Thursday, December 31, 2020

Grandmasters Just Dazzle Us Mere Mortals - But Sometimes Brilliant is Easy

 Nobody seems to know how brilliant chess moves come about. But there is a myth about them usually repeated by people who play chess, but more at a casual or even sparse amount. 

This myth is that the "brilliant" chess move came from an hour or so of deep analysis by a grandmaster, who suddenly screams mentally "EUREKA!!". And he wins the game, the brilliancy prize and the praise of his peers. 

Reality is much different. I have played a few brilliant moves in my day.
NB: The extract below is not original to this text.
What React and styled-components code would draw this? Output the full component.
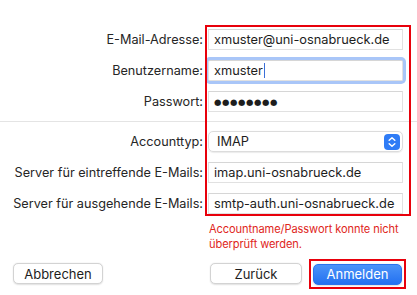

I only found one that won a game I thought was even. One where I found a deep 6-move swindle to win a completely lost game. And a couple of times I found forced repetition draws to save myself from losses. But these took me a lot of time on the clock, as the myth would suggest. But I am not a grandmaster.

It is White's move, GM Averbakh vs Kotov, Candidates Tournament, 1953. 

White is in time trouble and played 30. Ne2. Kotov as Black replied almost instantly 30. ...Qxh3+!!.

This is remarkable because in Kotov's book Think Like a Grandmaster, Kotov declares that a grandmaster is obligated to analyze every reasonable candidate move in considerable detail.

Kotov was not in time trouble and had 40 minutes to make the 40 move time control, but played the first candidate move that popped into his head. 

That is what he said he did. But possibly he had found and analyzed that move during his opponent's longer thinks. Who knows for sure.

The reason a GM can find these moves so fast is that he naturally looks first for forcing moves such as captures, checks and major threats. 'Quiet', defensive and tempo moves win occasionally, but most 'shockers' are forcing moves.

Since there are only a few forcing moves in most positions, GM's run thru those early and quickly.

Here is White Karpov vs Anand, Las Palmas 1996. Anand attacks the rook with 20. ....Ba6.
Karpov focused on the capture, 21. Rxd5. This is natural since it meets the threat and wins a pawn.

But Karpov's analysis made him decide that 21. ...Bxd3 might be difficult to win. That is when he looked to the most forcing move in the position, 21. Bxh7+!!.  He could find no defense for his opponent after 21. ...Kxh7, 22. Qh5+, Kg8 23. Rb3, and then Rh3 won what was the best game of that tournament. We know that 21. Bxh7 was Karpov's second choice because he said so after the game. Such honestly about a brilliancy is rare.

This game is Levitsky vs Marshall, Breslau, 1912.

If you look for forcing moves for Black, there are only two, and both are knight checks. 

Black doesn't have a good follow up to 23. ....Nf3+, 24. gxf3. So Marshall looked to the other check 23. ....Ne2+, 24. Kh1 and found the good 24. ....Ng3+!.

This works because 25. fxg3, Rxf1 is mate and 25. Qxg3, Qxg3 wins a queen. 

This would have been the end of the analysis for us mere mortals, but Marshall looked a little longer and found the immortal 23. .....Qg3!!
Now the Eureka Myth would have you believe that the move that was dubbed the BEST EVER PLAYED was found after intensive study. And that was not the case. It was simply the quick follow up analysis after finding a good move, and looking for an even better one.